Laura Knight (1877-1970) was one of the most popular British artists of her lifetime, with her success paving the way for greater recognition of women artists. Knight was one of many women artists to be commissioned to design posters by the London Underground and London Transport.  

Knight was born in Derbyshire and, after a challenging upbringing, studied at Nottingham School of Art in 1892. In 1903, Knight began to exhibit at the Royal Academy. Her fame progressively grew, and in 1929 she was created a Dame and became the first woman Academician in 1936. 

Knight was best known for her fine art, including ‘Self Portrait with Nude’ (1913) that depicted her painting a nude female model in her studio at a time when female art students were generally not permitted to do this. She applied her talents widely, also working in watercolours, printmaking, tableware and glassware. Knight was also an official war artist during the Second World War. A major retrospective exhibition of her work was held at the Royal Academy in 1965, the first for a woman artist at the Academy. 

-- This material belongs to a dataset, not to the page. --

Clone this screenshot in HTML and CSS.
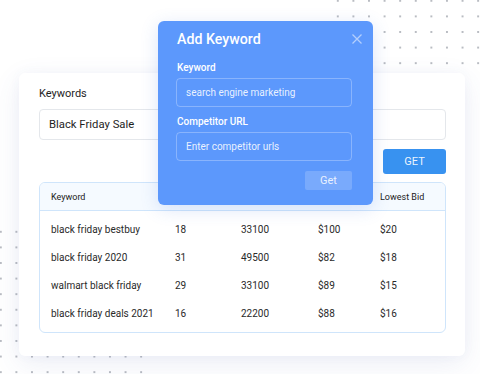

Here we look at a slightly lesser known aspect of Knight’s long and wide-ranging career, sharing all seven of the posters she designed for London’s transport network between 1921 and 1957. 

Knight was first commissioned by the Underground Group in 1921 to design these two posters, for travel by bus and tram respectively. Both promote the leisure opportunities offered by London’s transport network using a figurative lithographic drawing style with relatively simple colour palette. ‘Summer’s joy’ includes a quote from a popular poem by Robert Browning. 

As a fine artist, Knight became known for her studies of the ballet and the circus. In this London Underground poster, she focuses on performers in the latter, with text advertising that the Underground’s ‘travel facilities lead to all the holiday attractions’. 

Knight was also well known for her landscape painting. These two posters both utilise landscapes, in muted designs, to promote the wide-ranging locations that the London Transport network could lead to. 

While these two poster commissions were nearly twenty years apart, both focus on the beauty of trees and landscape. The 1957 design uses a painterly style very much in keeping with Knight’s approach to landscape painting.